Vie 09.05.2003

SOCIEDAD • SUBNOTA  › OPINION

Un entrevero con códigos

› Por Marta Dillon

Cuentan los iniciados que los primeros swingers fueron marines norteamericanos que quedaron aislados junto a sus esposas en alguna base del Pacífico mientras transcurría la Segunda Guerra Mundial. Probablemente sea un mito, pero es una anécdota que deleita a quienes practican el intercambio de parejas, como si unos cuantos antepasados acostumbrados al rigor de la vida militar les otorgaran un origen ilustre y una buena razón para explicar las muchas reglas que administran este universo privado.
Porque tampoco es cuestión de caer en el libertinaje, de ninguna manera.

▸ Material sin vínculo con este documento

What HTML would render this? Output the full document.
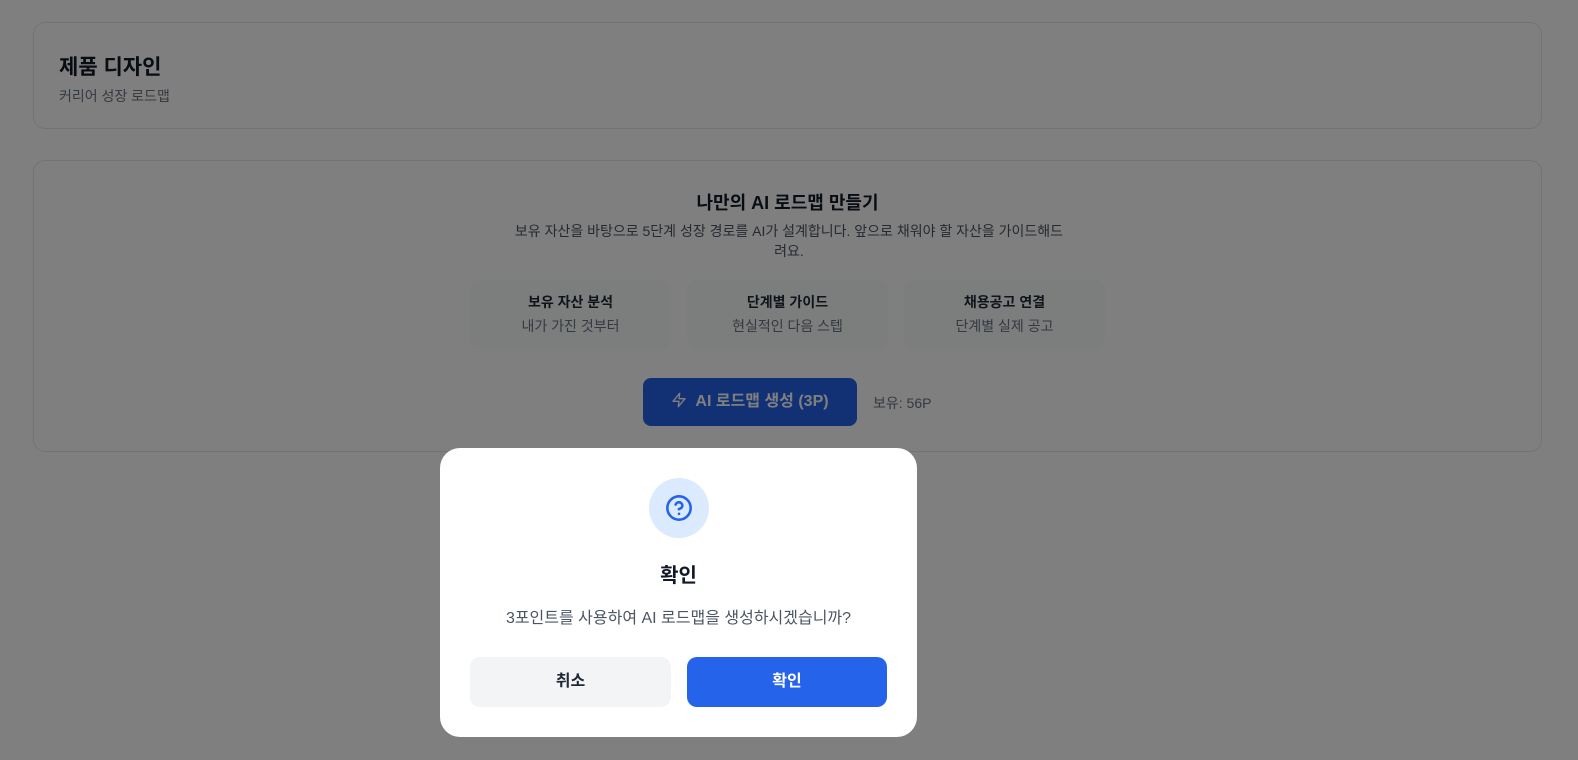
<!DOCTYPE html>
<html><head><meta charset="utf-8"><style>
*{box-sizing:border-box;margin:0;padding:0}
body{width:1578px;height:760px;background:#fff;font-family:"Liberation Sans","Noto Sans CJK KR",sans-serif;position:relative;overflow:hidden;color:#111827}
.card{position:absolute;left:33px;width:1509px;border:1px solid #e5e7eb;border-radius:12px;background:#fff}
.feat{position:absolute;top:280px;height:69px;width:201px;background:#f9fafb;border-radius:10px;text-align:center}
.feat b{display:block;margin-top:12px;font-size:14px;font-weight:700;color:#1f2937}
.feat span{display:block;margin-top:4px;font-size:14px;color:#6b7280}
.ov{position:absolute;inset:0;background:rgba(0,0,0,0.5)}
.dlg{position:absolute;left:440px;top:448px;width:477px;height:289px;background:#fff;border-radius:20px}
.btn{position:absolute;top:209px;height:50px;border-radius:10px;text-align:center;line-height:50px;font-size:16px;font-weight:700}
</style></head><body>
<div class="card" style="top:22px;height:107px">
 <div style="position:absolute;left:25px;top:28px;font-size:21px;font-weight:700">제품 디자인</div>
 <div style="position:absolute;left:25px;top:63px;font-size:14px;color:#6b7280">커리어 성장 로드맵</div>
</div>
<div class="card" style="top:160px;height:292px">
 <div style="position:absolute;left:0;right:0;top:28px;text-align:center;font-size:18px;font-weight:700">나만의 AI 로드맵 만들기</div>
 <div style="position:absolute;left:475px;width:560px;top:60px;text-align:center;font-size:14px;line-height:20px;color:#4b5563">보유 자산을 바탕으로 5단계 성장 경로를 AI가 설계합니다. 앞으로 채워야 할 자산을 가이드해드려요.</div>
</div>
<div class="feat" style="left:470px"><b>보유 자산 분석</b><span>내가 가진 것부터</span></div>
<div class="feat" style="left:687px"><b>단계별 가이드</b><span>현실적인 다음 스텝</span></div>
<div class="feat" style="left:904px"><b>채용공고 연결</b><span>단계별 실제 공고</span></div>
<div style="position:absolute;left:643px;top:378px;width:214px;height:48px;background:#2563eb;border-radius:8px;color:#fff;font-size:16px;font-weight:700;line-height:48px;text-align:center">
<svg width="16" height="18" viewBox="0 0 24 24" fill="none" stroke="#fff" stroke-width="2" stroke-linejoin="round" style="vertical-align:-3px;margin-right:8px"><path d="M13 2 3 14h9l-1 8 10-12h-9l1-8z"/></svg>AI 로드맵 생성 (3P)</div>
<div style="position:absolute;left:873px;top:393px;font-size:14px;color:#6b7280">보유: 56P</div>
<div class="ov"></div>
<div class="dlg">
 <div style="position:absolute;left:209px;top:30px;width:60px;height:60px;border-radius:50%;background:#dbeafe"></div>
 <svg style="position:absolute;left:225px;top:46px" width="28" height="28" viewBox="0 0 24 24" fill="none" stroke="#2563eb" stroke-width="2.2" stroke-linecap="round"><circle cx="12" cy="12" r="10"/><path d="M9.1 9a3 3 0 0 1 5.8 1c0 2-3 3-3 3"/><path d="M12 17h.01"/></svg>
 <div style="position:absolute;left:0;right:0;top:111px;text-align:center;font-size:20px;font-weight:700">확인</div>
 <div style="position:absolute;left:0;right:0;top:156px;text-align:center;font-size:16px;color:#4b5563">3포인트를 사용하여 AI 로드맵을 생성하시겠습니까?</div>
 <div class="btn" style="left:30px;width:201px;background:#f3f4f6;color:#1f2937">취소</div>
 <div class="btn" style="left:247px;width:200px;background:#2563eb;color:#fff">확인</div>
</div>
</body></html>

El intercambio de parejas exige cumplir con códigos estrictos que, muy a pesar de los horrorizados jueces, buscan honrar el matrimonio tal como lo concibe la clase media judeocristiana. ¿Qué mejor para una pareja bien constituida que controlar las libertades y los deseos del otro? ¿Qué mejor forma de control puede haber que abrirle la puerta para ir a jugar, eso sí, bajo la mirada atenta del cónyuge? El swinger no tiene nada que ver con la infidelidad, ese entramado de engaños y transgresiones que hacen a la aventura. Sobre todo porque por más lejos que se vaya, siempre se hará de a dos. Y aunque los primerizos puedan sentir la punzada de los celos en medio del entrevero, sólo se puede pertenecer si se entienden los famosos códigos.
A saber: 1. El intercambio siempre debe producirse en el mismo espacio. La gracia del swinger, insisten los iniciados, está en ver el placer del otro siempre que se reserve para la pareja algún detalle en particular, por ejemplo, buscar los ojos del amado en el momento del éxtasis. 2. Los verdaderos swingers son parejas bien constituidas, si tienen hijos y educación religiosa mucho mejor. De esa manera, se aseguran que todos tengan los mismos intereses, nadie quiere que a cambio de la madre o el padre de sus hijos le entreguen una pareja ocasional. 3. La fogosidad convierte al consorte de la fogosa en un potentado –fogosa, sí, al fin y al cabo todavía rige el patriarcado– ya que lo que uno consiga está directamente relacionado con lo que uno posee. 4. La asepsia toxicológica y la higiene sanitaria son condiciones indispensables para los swingers que se precian de tales. El valor debe ser espiritual y nunca adquirido por sustancias extrañas –salvo una elegante copita de champagne–, y desde ya quedan proscriptos quienes padezcan cualquier enfermedad de transmisión genital, aun cuando los preservativos se consuman en un encuentro swinger como pochoclo en el cine. Las reglas, entonces, son estrictas y la fidelidad es un acuerdo de cada pareja.
El universo swinger se ha ampliado en nuestro país desde los dorados y clandestinos años ‘70, pero nunca tanto como para que cada uno haga lo que quiera. Entonces los osados se reconocían en el bar La Paz igual que los cazadores de utopías, y buscaban refugio en casas particulares. Hoy los boliches en los que las parejas pueden entreverarse con otras, como si la noche los mezclara como a palitos chinos, se anuncian en los diarios y ya se han hecho varias convenciones en las que los códigos no necesitan escribirse. Es que son muchos los que aseguran que, lejos de minar el matrimonio, el intercambio lo fortalece. Les da una cabal idea de lo que significa aquello de, codo a codo, ser mucho más que dos.